В фильме почти не было диалога, сплошь музыка и несколько туманных, достаточно бессмысленных реплик, которым я придавал необычайно многозначительный смысл. На тонировке почти на протяжении двух смен мы с Радиком Нахапетовым, тонким человеком и артистом, вымучивали одну фразу, воспроизводя с разными интонациями: «Вот бежит собака…», «Вот бежит… со-ба-а-ка…», «Вот… бежит… собака…». И что самое страшное, мне казалось, что мы действительно заняты чем-то серьезным, достойным, полезным для кинематографа.

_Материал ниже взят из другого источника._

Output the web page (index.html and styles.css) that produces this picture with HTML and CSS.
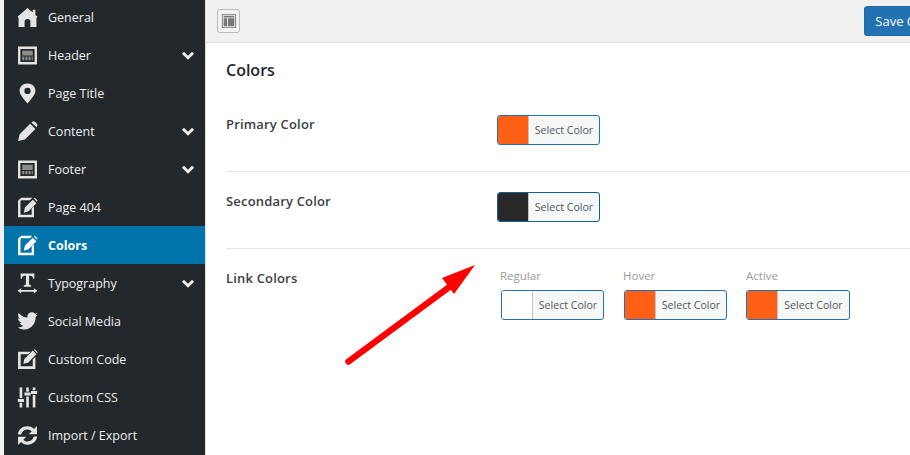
FILE: index.html
```html
<!DOCTYPE html>
<html lang="en">
<head>
<meta charset="utf-8">
<title>Colors</title>
<link rel="stylesheet" href="styles.css">
</head>
<body>
<div class="page">
  <nav class="sidebar">
    <a class="item"><svg class="icon" viewBox="0 0 20 20"><path d="M10 1 L15 5.300 V2.500 H17.500 V7.500 L19.500 9.300 L18.500 10.500 V19 H12.800 V14 Q12.800 11.500 10 11.500 Q7.200 11.500 7.200 14 V19 H1.500 V10.500 L.500 9.300 Z"/></svg><span class="name">General</span></a>
    <a class="item"><svg class="icon" viewBox="0 0 20 20"><path fill-rule="evenodd" d="M1 1.500 H19 V18.500 H1 Z M3.200 3.700 V16.300 H16.800 V3.700 Z"/><path class="dim" d="M5 5.500 H15 V10 H5 Z M5 11 H7 V14.500 H5 Z M8 11 H10 V14.500 H8 Z M11 11 H13 V14.500 H11 Z M14 11 H15 V14.500 H14 Z"/></svg><span class="name">Header</span><svg class="chev" viewBox="0 0 12 8"><path d="M1.500 1.500 L6 6 L10.500 1.500"/></svg></a>
    <a class="item"><svg class="icon" viewBox="0 0 20 20"><path fill-rule="evenodd" d="M10 .500 C5.500 .500 2.500 3.500 2.500 7.500 C2.500 11.500 7.500 16 10 19.500 C12.500 16 17.500 11.500 17.500 7.500 C17.500 3.500 14.500 .500 10 .500 Z M10 4.500 A3 3 0 1 1 10 10.500 A3 3 0 1 1 10 4.500 Z"/></svg><span class="name">Page Title</span></a>
    <a class="item"><svg class="icon" viewBox="0 0 20 20"><path d="M1 19 L2.500 12.500 L12.500 2.500 L17.500 7.500 L7.500 17.500 Z M13.700 1.500 L15 .500 Q16 0 17 .700 L19.300 3 Q19.800 4 19 5 L18.500 6 Z"/></svg><span class="name">Content</span><svg class="chev" viewBox="0 0 12 8"><path d="M1.500 1.500 L6 6 L10.500 1.500"/></svg></a>
    <a class="item"><svg class="icon" viewBox="0 0 20 20"><path fill-rule="evenodd" d="M1 1.500 H19 V18.500 H1 Z M3.200 3.700 V16.300 H16.800 V3.700 Z"/><path class="dim" d="M5 5.500 H15 V10.500 H5 Z M5 11.500 H7 V14.500 H5 Z M8 11.500 H10 V14.500 H8 Z M11 11.500 H13 V14.500 H11 Z M14 11.500 H15 V14.500 H14 Z"/></svg><span class="name">Footer</span><svg class="chev" viewBox="0 0 12 8"><path d="M1.500 1.500 L6 6 L10.500 1.500"/></svg></a>
    <a class="item"><svg class="icon" viewBox="0 0 20 20"><path d="M1 3.500 L4 .800 H14.500 L12.300 3 H4 L3.300 3.700 V17 H14 V11 L16.200 8.800 V19.200 H1 Z"/><path d="M6.500 15 L7.500 10 L15 2.500 L18.500 6 L11 13.500 Z M16 1.500 L17 .800 L19.500 3.300 L19 4.500 Z"/></svg><span class="name">Page 404</span></a>
    <a class="item active"><svg class="icon" viewBox="0 0 20 20"><path d="M1 3.500 L4 .800 H14.500 L12.300 3 H4 L3.300 3.700 V17 H14 V11 L16.200 8.800 V19.200 H1 Z"/><path d="M6.500 15 L7.500 10 L15 2.500 L18.500 6 L11 13.500 Z M16 1.500 L17 .800 L19.500 3.300 L19 4.500 Z"/></svg><span class="name">Colors</span></a>
    <a class="item"><svg class="icon" viewBox="0 0 20 20"><path d="M3.500 .500 H16.500 V5.500 H15.300 Q15.200 2.500 12.500 2.500 H11.500 V11 L13.500 12 V13 H6.500 V12 L8.500 11 V2.500 H7.500 Q4.800 2.500 4.700 5.500 H3.500 Z"/><path d="M.500 17 L4 14.500 V16.200 H16 V14.500 L19.500 17 L16 19.500 V17.800 H4 V19.500 Z"/></svg><span class="name">Typography</span><svg class="chev" viewBox="0 0 12 8"><path d="M1.500 1.500 L6 6 L10.500 1.500"/></svg></a>
    <a class="item"><svg class="icon" viewBox="0 0 20 20"><path d="M19.500 3.500 C18.900 4.500 18.200 5.200 17.700 5.600 C18 11 14 17.500 7 17.500 C4.500 17.500 2.500 16.800 .700 15.700 C2.800 15.900 4.700 15.300 6.200 14.100 C4.300 14 3 12.800 2.500 11.300 C3.100 11.400 3.700 11.400 4.300 11.200 C2.300 10.700 1 9 1 7 C1.600 7.300 2.200 7.500 2.900 7.500 C1 6.200 .500 3.800 1.600 1.900 C3.700 4.500 6.700 6.100 10 6.300 C9.500 3.600 11.500 1.300 14 1.300 C15.200 1.300 16.300 1.800 17 2.600 C17.900 2.400 18.700 2.100 19.400 1.600 C19.100 2.600 18.500 3.300 17.700 3.800 C18.400 3.800 19 3.700 19.500 3.500 Z"/></svg><span class="name">Social Media</span></a>
    <a class="item"><svg class="icon" viewBox="0 0 20 20"><path d="M1 2.500 H13 L10.500 5 H3.500 V16.500 H15 V10 L17.500 7.500 V19 H1 Z"/><path d="M6 14 L7 9.500 L15 1.500 L18.500 5 L10.500 13 Z M16 .800 L17 .200 L19.800 3 L19.200 4 Z"/></svg><span class="name">Custom Code</span></a>
    <a class="item"><svg class="icon" viewBox="0 0 20 20"><path d="M2.500 .500 H5 V10.500 H2.500 Z M2.500 15 H5 V19.500 H2.500 Z M.800 11.500 H6.700 V14.200 H.800 Z M8.800 .500 H11.300 V4.500 H8.800 Z M8.800 9 H11.300 V19.500 H8.800 Z M7.100 5.300 H13 V8.200 H7.100 Z M15 .500 H17.500 V3 H15 Z M15 7.500 H17.500 V19.500 H15 Z M13.400 3.700 H19.200 V6.700 H13.400 Z"/></svg><span class="name">Custom CSS</span></a>
    <a class="item"><svg class="icon" viewBox="0 0 20 20"><path d="M.800 9 C1.300 4.500 5 1.300 10 1.300 C12.500 1.300 14.700 2.300 16.200 3.800 L19 1 V8.800 H11.200 L14 6 C13 5 11.700 4.300 10 4.300 C7 4.300 4.700 6 4 9 Z"/><path d="M19.200 11 C18.700 15.500 15 18.700 10 18.700 C7.500 18.700 5.300 17.700 3.800 16.200 L1 19 V11.200 H8.800 L6 14 C7 15 8.300 15.700 10 15.700 C13 15.700 15.300 14 16 11 Z"/></svg><span class="name">Import / Export</span></a>
  </nav>
  <main class="main">
    <header class="topbar">
      <span class="toggle"><svg viewBox="0 0 18 18"><path fill-rule="evenodd" d="M1 1 H17 V17 H1 Z M2 2 V16 H16 V2 Z"/><path d="M3 3 H15 V5 H3 Z M3 6 H7 V15 H3 Z M8 6 H15 V15 H8 Z"/></svg></span>
      <button class="save">Save Changes</button>
    </header>
    <section class="content">
      <h1 class="title">Colors</h1>
      <div class="row first">
        <div class="label">Primary Color</div>
        <div class="picker"><span class="swatch orange"></span><span class="select">Select Color</span></div>
      </div>
      <div class="row second">
        <div class="label">Secondary Color</div>
        <div class="picker dark-border"><span class="swatch black"></span><span class="select">Select Color</span></div>
      </div>
      <div class="row third">
        <div class="label">Link Colors</div>
        <div class="links">
          <div class="link"><div class="sub">Regular</div><div class="picker"><span class="swatch white"></span><span class="select">Select Color</span></div></div>
          <div class="link"><div class="sub">Hover</div><div class="picker"><span class="swatch orange"></span><span class="select">Select Color</span></div></div>
          <div class="link"><div class="sub">Active</div><div class="picker"><span class="swatch orange"></span><span class="select">Select Color</span></div></div>
        </div>
      </div>
    </section>
    <svg class="arrow" viewBox="0 0 160 115"><path class="shaft" d="M18.500 106.500 L122 30"/><path class="head" d="M145 10 L112 23 L124 39 Z"/></svg>
  </main>
</div>
</body>
</html>
```
FILE: styles.css
```css
* { box-sizing: border-box; }
html, body { margin: 0; height: 100%; overflow: hidden; background: #f1f1f1; }
body { font-family: "Open Sans", "Noto Sans", sans-serif; font-size: 13px; color: #23282d; }
.page { display: flex; height: 455px; padding-left: 4px; }
.sidebar { width: 201px; flex: none; margin-top: -2px; height: 457px; background: #23282d; }
.item { display: flex; align-items: center; height: 38px; padding: 0 10px 0 13px; font-size: 12.500px; color: #eee; }
.item.active { background: #0073aa; color: #fff; font-weight: 700; }
.icon { width: 21px; height: 21px; flex: none; margin-right: 10px; fill: #e4e4e4; }
.active .icon { fill: #fff; }
.icon .dim { fill: #8d8d85; }
.name { flex: 1; white-space: nowrap; }
.chev { width: 14px; height: 9px; flex: none; fill: none; stroke: #eee; stroke-width: 2.600; }
.main { position: relative; flex: 1; min-width: 0; overflow: hidden; background: #fff; border-left: 1px solid #e0e0e0; }
.topbar { display: flex; align-items: center; height: 43px; padding-left: 11px; background: #f1f1f1; border-bottom: 1px solid #ddd; }
.toggle { display: flex; align-items: center; justify-content: center; width: 23px; height: 24px; border: 1px solid #bbb; border-radius: 3px; background: #f3f3f3; }
.toggle svg { width: 16px; height: 16px; fill: #777; }
.save { flex: none; margin-left: auto; margin-right: -59px; width: 105px; height: 30px; padding: 0 0 0 1px; border: 1px solid #1f6aa5; border-radius: 3px; background: #2271b1; color: #fff; font: 13px "Open Sans", sans-serif; text-align: center; white-space: nowrap; }
.content { padding-left: 20px; }
.title { margin: 0; padding-top: 16px; height: 49px; font-size: 16px; line-height: 22px; font-weight: 600; color: #23282d; }
.row { display: flex; }
.first { height: 80px; padding-top: 23px; border-bottom: 1px solid #e5e5e5; }
.second { height: 77px; padding-top: 20px; border-bottom: 1px solid #e5e5e5; }
.third { padding-top: 19px; }
.label { width: 271px; flex: none; font-weight: 600; letter-spacing: .180px; color: #3b4045; line-height: 18px; }
.third .label { margin-top: 1px; }
.picker { display: flex; width: 103px; height: 30px; overflow: hidden; border: 1px solid #2271b1; border-radius: 3px; background: #f6f7f7; }
.dark-border { border-color: #135e96; }
.swatch { width: 31px; flex: none; border-right: 1px solid #c3c4c7; }
.orange { background: #ff6015; }
.black { background: #282828; }
.white { background: #fff; }
.select { flex: 1; text-align: center; font-size: 10.600px; line-height: 28px; color: #50575e; white-space: nowrap; }
.links { display: flex; gap: 20px; margin-left: 4px; margin-top: -1px; }
.link:last-child { margin-left: -1px; }
.link:last-child .picker { width: 104px; }
.link:last-child .sub { margin-left: 0; }
.sub { height: 23px; margin-left: -1px; font-size: 11.500px; line-height: 17px; color: #9a9a9a; }
.arrow { position: absolute; left: 124px; top: 255px; width: 160px; height: 115px; }
.shaft { fill: none; stroke: #f00; stroke-width: 6.500; stroke-linecap: round; }
.head { fill: #f00; }
```
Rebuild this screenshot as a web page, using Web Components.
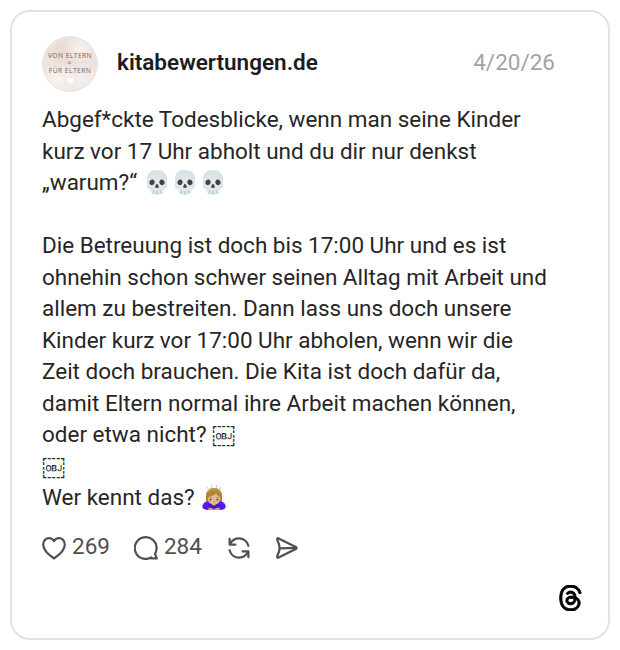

Это была катастрофическая, постыдно манерная работа, и если бы я не преодолел этот этап «молодежного маразма» и всерьез поверил, что это «поиск», что меня просто не поняли, то работать уже никогда бы не смог. Меня бы поглотило царство имитаций, конца и краю которому нет. Ведь любое, основанное на имитации искусство никогда не способно достичь уровня оригинала – сам же оригинал претерпевает изменения, поэтому можно пытаться копировать лишь уже пройденную им стадию.

Микеланджело Антониони

ВГИК, первый курс
Спасла меня «пустяковая работенка» – надо было помочь друзьям, актерам третьего курса, подготовить самостоятельные работы. Они выбрали для постановки чеховского «Иванова», а я, чувствуя свою полную безответственность в этом деле, шутя-играя, часа за два мизансценически развел с ними первый акт. В процессе этой работы я вдруг поразился радостному удовольствию, которое испытываешь, когда делаешь что-то близкое, понятное тебе, не требующее насилия ни над собственной душой, ни над умом, ни над сердцем. А потом я поставил и второй акт, и всю пьесу, вновь и вновь ощутив радость вольного режиссерского сочинительства, когда твою фантазию не гнетут и не ограничивают никакие из головы привнесенные концепции. Когда придумывается прямо на самой площадке исходя из конкретного материала, который у тебя есть, – из этой пьесы, этих актеров, этой декорации.